So your aircraft is ready to taxi on to the runway and take off. First, take a look around the airport pattern to see if any other aircraft are trying to land. If they are, wait. If your plane has a communications radio, you can use your it to tell other pilots what you're doing (at an uncontrolled airport): "Ukiah traffic, Cessna 5-5-6-6-Echo is ready for takeoff runway one-five Ukiah."
After a final look around the pattern, especially on the base leg, you taxi your aircraft to the centerline of the runway, apply full power to the engine with the throttle, and use the rudder controls to keep the craft lined up with the center of the runway. Once the aircraft reaches the runway liftoff speed (identified in the aircraft's operating handbook) the plane will want to fly itself off the runway.
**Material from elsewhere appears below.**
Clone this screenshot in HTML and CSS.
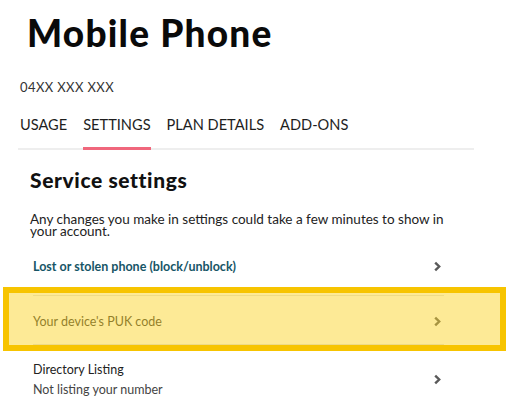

If you're flying a tailwheel aircraft the tail will lift off first as the wind over the wings and elevators start to make the aircraft want to fly. Don't try to force the plane off the ground until it is fully ready. Meanwhile, keep your hand on the throttle in case you have to pull it back to abort the flight.
You probably can't fly along just above the ground forever, so you'll next want to climb. Just make sure the airspeed indicator says you have enough speed to safely do so.
The reason you practice stalls is to know how to recognize and handle one when it happens. Stalls really aren't dangerous — unless they occur at an altitude lower than required for recovery from a stall. So practice, practice, practice those stalls.